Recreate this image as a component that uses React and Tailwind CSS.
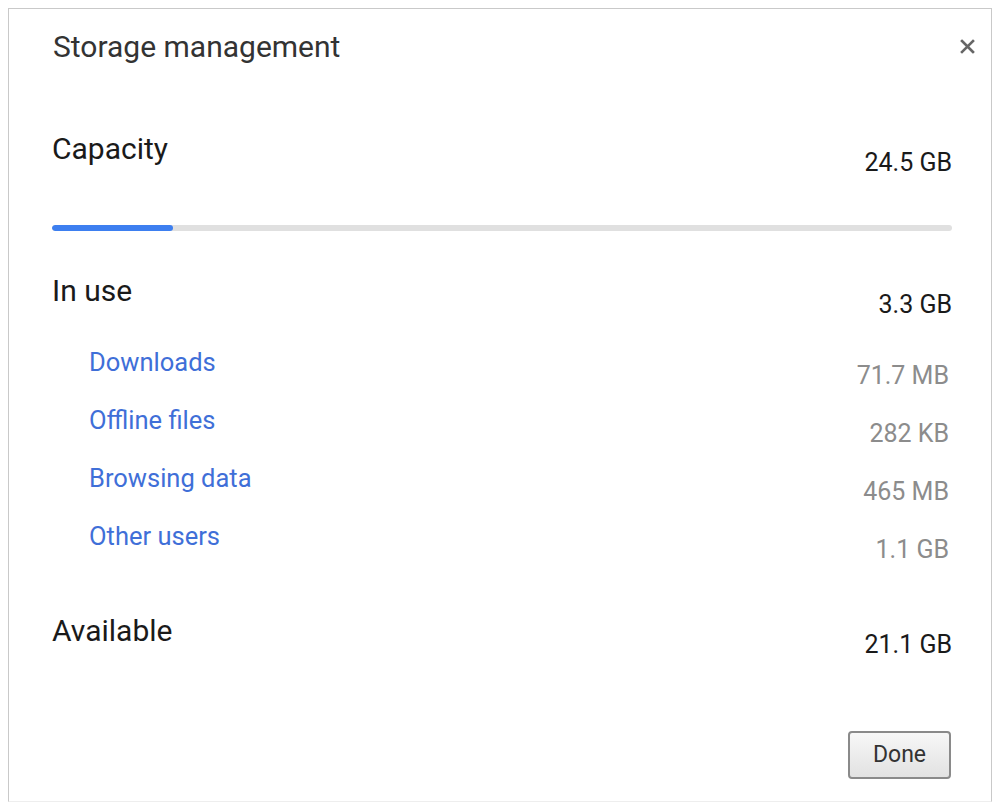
const rows = [
  { label: "Downloads", value: "71.7 MB" },
  { label: "Offline files", value: "282 KB" },
  { label: "Browsing data", value: "465 MB" },
  { label: "Other users", value: "1.1 GB" },
];

const font = { fontFamily: "Roboto, 'Liberation Sans', sans-serif" };

const App = () => {
  return (
    <div className="w-[1000px] h-[811px] bg-white overflow-hidden" style={font}>
      <div className="ml-[8px] mt-[8px] w-[984px] h-[794px] border-l border-t border-r border-[#c9c9c9] border-b border-b-[#eeeeee] flex flex-col">
        {/* header */}
        <div className="flex items-start justify-between pl-[44px] pr-[16px] pt-[19px]">
          <h1 className="text-[30px] leading-[38px] text-[#333333]">Storage management</h1>
          <button className="mt-[11px] p-0 text-[#666666]" title="Close">
            <svg width="15" height="15" viewBox="0 0 15 15">
              <path d="M2 2L13 13M13 2L2 13" stroke="#666666" strokeWidth="2.6" strokeLinecap="square" />
            </svg>
          </button>
        </div>

        <div className="flex flex-col pl-[43px] pr-[39px] mt-[64px]">
          {/* capacity */}
          <div className="flex items-start justify-between">
            <span className="text-[30px] leading-[38px] text-[#1a1a1a]">Capacity</span>
            <span className="mt-[17px] text-[25px] leading-[32px] text-[#1a1a1a]">24.5 GB</span>
          </div>
          <div className="mt-[46px] h-[6px] w-full rounded-full bg-[#e0e0e0] overflow-hidden">
            <div className="h-full w-[13.4%] rounded-full bg-[#3d7ff0]" />
          </div>

          {/* in use */}
          <div className="mt-[41px] flex items-start justify-between">
            <span className="text-[30px] leading-[38px] text-[#1a1a1a]">In use</span>
            <span className="mt-[17px] text-[25px] leading-[32px] text-[#1a1a1a]">3.3 GB</span>
          </div>

          <div className="mt-[25px] flex flex-col gap-[26px] pl-[37px] pr-[3px]">
            {rows.map((row) => (
              <div key={row.label} className="flex items-start justify-between h-[32px]">
                <a className="text-[25.5px] leading-[32px] text-[#3f6fd8] cursor-pointer">{row.label}</a>
                <span className="mt-[14px] text-[25px] leading-[32px] text-[#8c8c8c]">{row.value}</span>
              </div>
            ))}
          </div>

          {/* available */}
          <div className="mt-[60px] flex items-start justify-between">
            <span className="text-[30px] leading-[38px] text-[#1a1a1a]">Available</span>
            <span className="mt-[17px] text-[25px] leading-[32px] text-[#1a1a1a]">21.1 GB</span>
          </div>
        </div>

        <div className="mt-auto mb-[22px] flex justify-end pr-[40px]">
          <button className="w-[103px] h-[48px] rounded-[4px] border-2 border-[#8a8a8a] bg-gradient-to-b from-[#f7f7f7] to-[#e2e2e2] text-[23px] text-[#333333]">
            Done
          </button>
        </div>
      </div>
    </div>
  );
};

export default App;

_GOAL OF THE EXERCISE_:
Pictures are excluded; copy all other data exactly as shown.

_ANSWER TO THE EXERCISE_:
Recreate this image as a component that uses React and Tailwind CSS.
const rows = [
  { label: "Downloads", value: "71.7 MB" },
  { label: "Offline files", value: "282 KB" },
  { label: "Browsing data", value: "465 MB" },
  { label: "Other users", value: "1.1 GB" },
];

const font = { fontFamily: "Roboto, 'Liberation Sans', sans-serif" };

const App = () => {
  return (
    <div className="w-[1000px] h-[811px] bg-white overflow-hidden" style={font}>
      <div className="ml-[8px] mt-[8px] w-[984px] h-[794px] border-l border-t border-r border-[#c9c9c9] border-b border-b-[#eeeeee] flex flex-col">
        {/* header */}
        <div className="flex items-start justify-between pl-[44px] pr-[16px] pt-[19px]">
          <h1 className="text-[30px] leading-[38px] text-[#333333]">Storage management</h1>
          <button className="mt-[11px] p-0 text-[#666666]" title="Close">
            <svg width="15" height="15" viewBox="0 0 15 15">
              <path d="M2 2L13 13M13 2L2 13" stroke="#666666" strokeWidth="2.6" strokeLinecap="square" />
            </svg>
          </button>
        </div>

        <div className="flex flex-col pl-[43px] pr-[39px] mt-[64px]">
          {/* capacity */}
          <div className="flex items-start justify-between">
            <span className="text-[30px] leading-[38px] text-[#1a1a1a]">Capacity</span>
            <span className="mt-[17px] text-[25px] leading-[32px] text-[#1a1a1a]">24.5 GB</span>
          </div>
          <div className="mt-[46px] h-[6px] w-full rounded-full bg-[#e0e0e0] overflow-hidden">
            <div className="h-full w-[13.4%] rounded-full bg-[#3d7ff0]" />
          </div>

          {/* in use */}
          <div className="mt-[41px] flex items-start justify-between">
            <span className="text-[30px] leading-[38px] text-[#1a1a1a]">In use</span>
            <span className="mt-[17px] text-[25px] leading-[32px] text-[#1a1a1a]">3.3 GB</span>
          </div>

          <div className="mt-[25px] flex flex-col gap-[26px] pl-[37px] pr-[3px]">
            {rows.map((row) => (
              <div key={row.label} className="flex items-start justify-between h-[32px]">
                <a className="text-[25.5px] leading-[32px] text-[#3f6fd8] cursor-pointer">{row.label}</a>
                <span className="mt-[14px] text-[25px] leading-[32px] text-[#8c8c8c]">{row.value}</span>
              </div>
            ))}
          </div>

          {/* available */}
          <div className="mt-[60px] flex items-start justify-between">
            <span className="text-[30px] leading-[38px] text-[#1a1a1a]">Available</span>
            <span className="mt-[17px] text-[25px] leading-[32px] text-[#1a1a1a]">21.1 GB</span>
          </div>
        </div>

        <div className="mt-auto mb-[22px] flex justify-end pr-[40px]">
          <button className="w-[103px] h-[48px] rounded-[4px] border-2 border-[#8a8a8a] bg-gradient-to-b from-[#f7f7f7] to-[#e2e2e2] text-[23px] text-[#333333]">
            Done
          </button>
        </div>
      </div>
    </div>
  );
};

export default App;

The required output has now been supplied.